For one thing the
state has largely taken the place of the church as the organ of the
collective conscience of the community. It can hardly be said that the
Anglican church has an articulate conscience apart from questions of
canon law and ecclesiastical property; and other churches are, as
bodies, no better provided with creeds of social morality. The Eighth
Commandment is never applied to such genteel delinquencies as making a
false return of income, or defrauding a railway company or the customs;
but is reserved for the grosser offences which no member of the
congregation is likely to have committed; and it is left to the state
to provide by warning and penalty against neglect of one's duty to
one's neighbour when one's neighbour is not one individual but the sum
of all.

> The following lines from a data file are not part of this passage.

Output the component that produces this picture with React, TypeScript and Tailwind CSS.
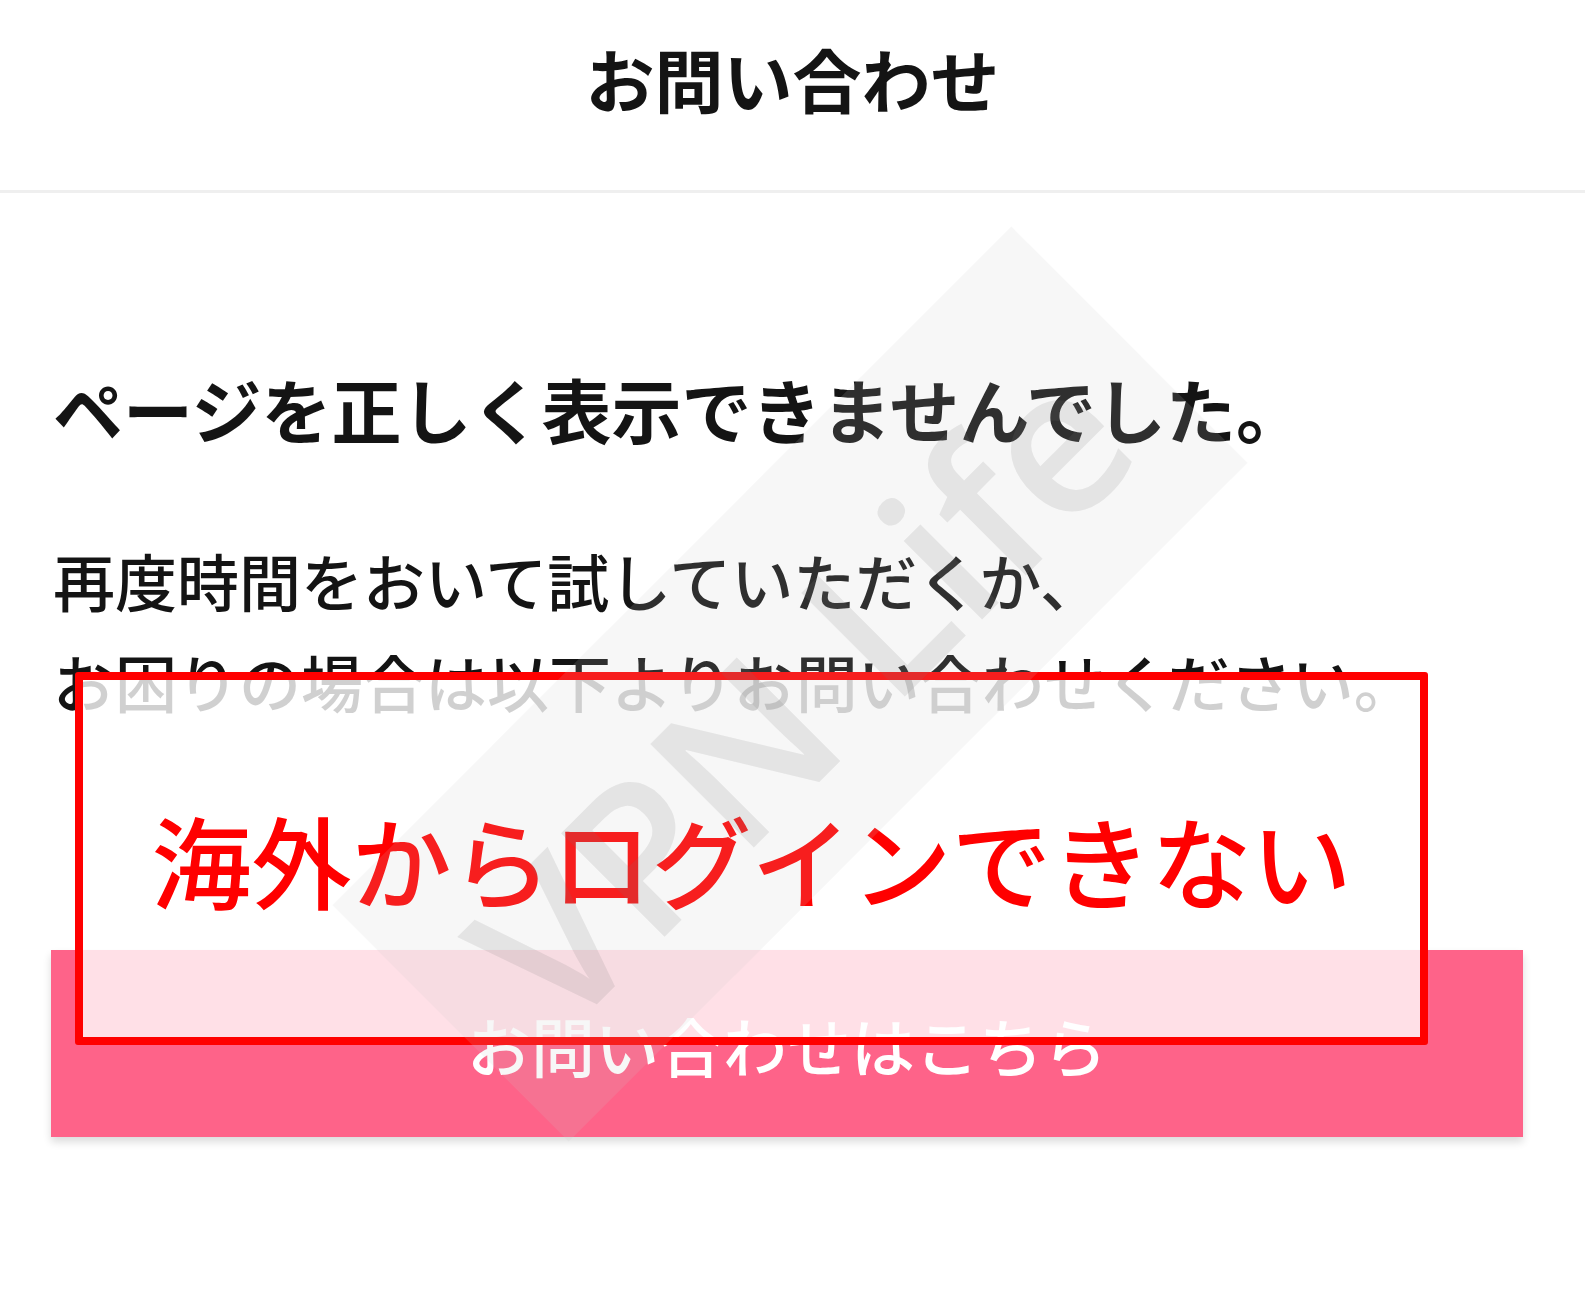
export default function App() {
  return (
    <div
      className="relative min-h-[1296px] w-full overflow-hidden bg-white text-[#141414]"
      style={{ fontFamily: '"Noto Sans CJK JP", "Noto Sans", sans-serif' }}
    >
      <header className="h-[193px] border-b-[3px] border-[#efefef] pt-[44px] text-center">
        <h1 className="text-[69px] font-bold leading-none">お問い合わせ</h1>
      </header>

      <main className="pl-[51px] pr-[62px]">
        <h2 className="mt-[181px] pl-[2px] text-[70px] font-bold leading-none">
          ページを正しく表示できませんでした。
        </h2>
        <p className="mt-[86px] pl-[2px] text-[62px] font-medium leading-[101px]">
          再度時間をおいて試していただくか、
          <br />
          お困りの場合は以下よりお問い合わせください。
        </p>
        <button className="mt-[218px] flex h-[187px] w-full items-center justify-center bg-[#fe6389] text-[64px] font-medium text-white shadow-[0_5px_8px_rgba(0,0,0,0.14)]">
          お問い合わせはこちら
        </button>
      </main>

      {/* red annotation box */}
      <div className="absolute left-[75px] top-[672px] flex h-[373px] w-[1353px] items-center justify-center rounded-[3px] border-[8px] border-[#ff0000] bg-white/80">
        <span className="text-[100px] font-medium leading-none text-[#ff0000]">海外からログインできない</span>
      </div>

      {/* watermark */}
      <div className="pointer-events-none absolute left-[310px] top-[517px] flex h-[334px] w-[960px] -rotate-45 items-center justify-center bg-[rgba(200,200,200,0.15)]">
        <span
          className="pt-[20px] text-[205px] font-semibold leading-none text-[rgba(120,120,120,0.15)]"
          style={{ fontFamily: '"Open Sans", sans-serif' }}
        >
          VPN Life
        </span>
      </div>
    </div>
  );
}
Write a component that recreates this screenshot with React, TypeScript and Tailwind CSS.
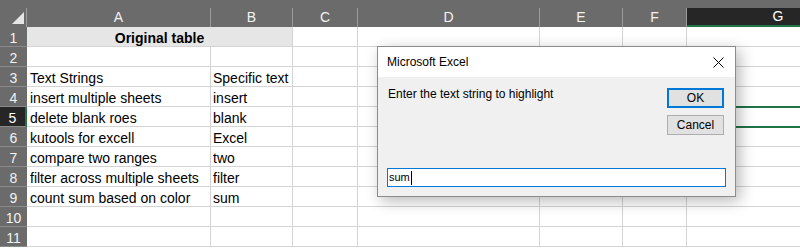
const COLS = [
  { key: "A", w: "w-[184px]" },
  { key: "B", w: "w-[82px]" },
  { key: "C", w: "w-[65px]" },
  { key: "D", w: "w-[182px]" },
  { key: "E", w: "w-[83px]" },
  { key: "F", w: "w-[64px]" },
  { key: "G", w: "w-[182px]" },
];

const ROWS: { a?: string; b?: string }[] = [
  {},
  {},
  { a: "Text Strings", b: "Specific text" },
  { a: "insert multiple sheets", b: "insert" },
  { a: "delete blank roes", b: "blank" },
  { a: "kutools for excell", b: "Excel" },
  { a: "compare two ranges", b: "two" },
  { a: "filter across multiple sheets", b: "filter" },
  { a: "count sum based on color", b: "sum" },
  {},
  {},
];

function ColumnHeaders() {
  return (
    <div className="flex h-[27px] shrink-0 bg-[#6b6b6b] pt-[8px]">
      <div className="relative w-[27px] shrink-0 border-r border-[#9a9a9a]">
        <svg className="absolute right-[2px] bottom-[3px]" width="12" height="12" viewBox="0 0 12 12">
          <polygon points="12,0 12,12 0,12" fill="#e6e6e6" />
        </svg>
      </div>
      {COLS.map((c) =>
        c.key === "G" ? (
          <div
            key={c.key}
            className={`${c.w} shrink-0 flex items-center justify-center bg-[#262626] border-b-2 border-[#217346] text-[14px] text-white`}
          >
            {c.key}
          </div>
        ) : (
          <div
            key={c.key}
            className={`${c.w} shrink-0 flex items-center justify-center border-r border-[#9a9a9a] text-[14px] text-[#f2f2f2]`}
          >
            {c.key}
          </div>
        )
      )}
    </div>
  );
}

function Row({ n, a, b }: { n: number; a?: string; b?: string }) {
  const selected = n === 5;
  return (
    <div className="flex h-[20px] shrink-0">
      <div
        className={
          selected
            ? "w-[27px] shrink-0 flex items-center justify-center pt-[3px] bg-[#262626] border-r-2 border-[#217346] border-b border-b-[#8a8a8a] text-[14px] text-white"
            : "w-[27px] shrink-0 flex items-center justify-center pt-[3px] bg-[#6b6b6b] border-b border-[#8a8a8a] text-[14px] text-[#f2f2f2]"
        }
      >
        {n}
      </div>
      {n === 1 ? (
        <div className="w-[266px] shrink-0 flex items-center justify-center pt-[3px] bg-[#e7e6e6] border-r border-b border-[#d4d4d4] text-[14px] font-bold text-black">
          Original table
        </div>
      ) : (
        <>
          <div className="w-[184px] shrink-0 flex items-center pl-[3px] pt-[3px] border-r border-b border-[#d4d4d4] text-[14px] text-black whitespace-nowrap">
            {a}
          </div>
          <div className="w-[82px] shrink-0 flex items-center pl-[2px] pt-[3px] border-r border-b border-[#d4d4d4] text-[14px] text-black whitespace-nowrap">
            {b}
          </div>
        </>
      )}
      {COLS.slice(2).map((c) => (
        <div key={c.key} className={`${c.w} shrink-0 border-r border-b border-[#d4d4d4]`} />
      ))}
    </div>
  );
}

function Dialog() {
  return (
    <div className="absolute left-[377px] top-[46px] w-[359px] h-[151px] flex flex-col border border-[#8c8c8c] bg-[#f0f0f0] shadow-[4px_4px_14px_rgba(0,0,0,0.28)]">
      <div className="h-[30px] shrink-0 flex items-center justify-between bg-white pl-[9px] pr-[11px]">
        <span className="text-[12px] text-black">Microsoft Excel</span>
        <svg width="11" height="11" viewBox="0 0 11 11">
          <path d="M0.5 0.5 L10.5 10.5 M10.5 0.5 L0.5 10.5" stroke="#000" strokeWidth="1" fill="none" />
        </svg>
      </div>
      <div className="flex-1 flex flex-col px-[9px] pt-[11px] pb-[9px]">
        <div className="flex justify-between">
          <div className="pl-[1px] -mt-[1px] text-[12px] leading-[14px] text-black">
            Enter the text string to highlight
          </div>
          <div className="flex flex-col gap-[7px] mr-[2px]">
            <div className="w-[57px] h-[20px] flex items-center justify-center border-2 border-[#0078d7] bg-[#e1e1e1] text-[12px] text-black">
              OK
            </div>
            <div className="w-[57px] h-[20px] flex items-center justify-center border border-[#adadad] bg-[#e1e1e1] text-[12px] text-black">
              Cancel
            </div>
          </div>
        </div>
        <div className="flex-1" />
        <div className="h-[19px] flex items-center border border-[#0078d7] bg-white pl-[1px] text-[11px] text-black">
          sum
          <span className="ml-[1px] w-[1px] h-[14px] bg-black" />
        </div>
      </div>
    </div>
  );
}

export default function App() {
  return (
    <div className="relative w-[800px] h-[248px] overflow-hidden bg-white font-['Liberation_Sans',Arial,sans-serif]">
      <div className="flex flex-col">
        <ColumnHeaders />
        {ROWS.map((r, i) => (
          <Row key={i} n={i + 1} a={r.a} b={r.b} />
        ))}
      </div>
      {/* active cell G5 */}
      <div className="absolute left-[686px] top-[106px] w-[130px] h-[22px] border-2 border-[#217346]" />
      <Dialog />
    </div>
  );
}
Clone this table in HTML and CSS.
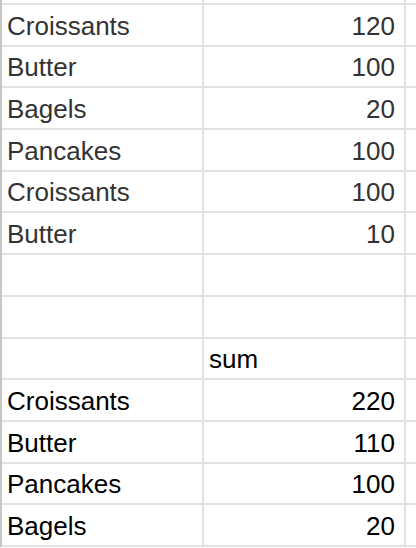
FILE: index.html
```html
<!DOCTYPE html>
<html>
<head>
<meta charset="utf-8">
<link rel="stylesheet" href="styles.css">
</head>
<body>
<div class="sheet">
  <div class="strip"></div><div class="strip"></div><div class="strip"></div>

  <div class="cell top">Croissants</div><div class="cell top num">120</div><div class="cell top"></div>
  <div class="cell top">Butter</div><div class="cell top num">100</div><div class="cell top"></div>
  <div class="cell top">Bagels</div><div class="cell top num">20</div><div class="cell top"></div>
  <div class="cell top">Pancakes</div><div class="cell top num">100</div><div class="cell top"></div>
  <div class="cell top">Croissants</div><div class="cell top num">100</div><div class="cell top"></div>
  <div class="cell top">Butter</div><div class="cell top num">10</div><div class="cell top"></div>

  <div class="cell"></div><div class="cell"></div><div class="cell"></div>
  <div class="cell"></div><div class="cell"></div><div class="cell"></div>

  <div class="cell"></div><div class="cell">sum</div><div class="cell"></div>
  <div class="cell">Croissants</div><div class="cell num">220</div><div class="cell"></div>
  <div class="cell">Butter</div><div class="cell num">110</div><div class="cell"></div>
  <div class="cell">Pancakes</div><div class="cell num">100</div><div class="cell"></div>
  <div class="cell">Bagels</div><div class="cell num">20</div><div class="cell"></div>
</div>
</body>
</html>
```
FILE: styles.css
```css
html, body {
  margin: 0;
  padding: 0;
  background: #fff;
}
body {
  width: 416px;
  height: 548px;
  overflow: hidden;
}
.sheet {
  display: grid;
  grid-template-columns: 202px 202px 1fr;
  grid-template-rows: 5px repeat(13, 41.7px);
  border-left: 2px solid #c6c6c6;
  font-family: "Liberation Sans", Arial, Helvetica, sans-serif;
  font-size: 26px;
  color: #000;
}
.strip,
.cell {
  box-sizing: border-box;
  border-right: 2px solid #e2e2e2;
  border-bottom: 2px solid #e2e2e2;
}
.strip:nth-child(3n),
.cell:nth-child(3n) {
  border-right: none;
}
.cell {
  display: flex;
  align-items: flex-end;
  padding: 0 9px 4px 5px;
  white-space: nowrap;
  line-height: 30px;
}
.num {
  justify-content: flex-end;
}
.top {
  color: #333;
}
```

It was not by any ecclesiastical agitation that some humanity
was introduced into the criminal code in the third decade of the
nineteenth century; and the protest against the blind cruelty of
economic _laissez faire_ was made by Sadler, Shaftesbury, Ruskin,
and Carlyle rather than by any church. Their writings and speeches
awoke a conscience in the state, which began to insist by means of
legislation upon humaner hours and conditions of labour, upon decent
sanitation, upon a standard of public education, and upon provision
being made against fraudulent dealings with more helpless fellow-men.
This public conscience has inevitably proved expensive, and the expense
has had to be borne either by the state or by the individual.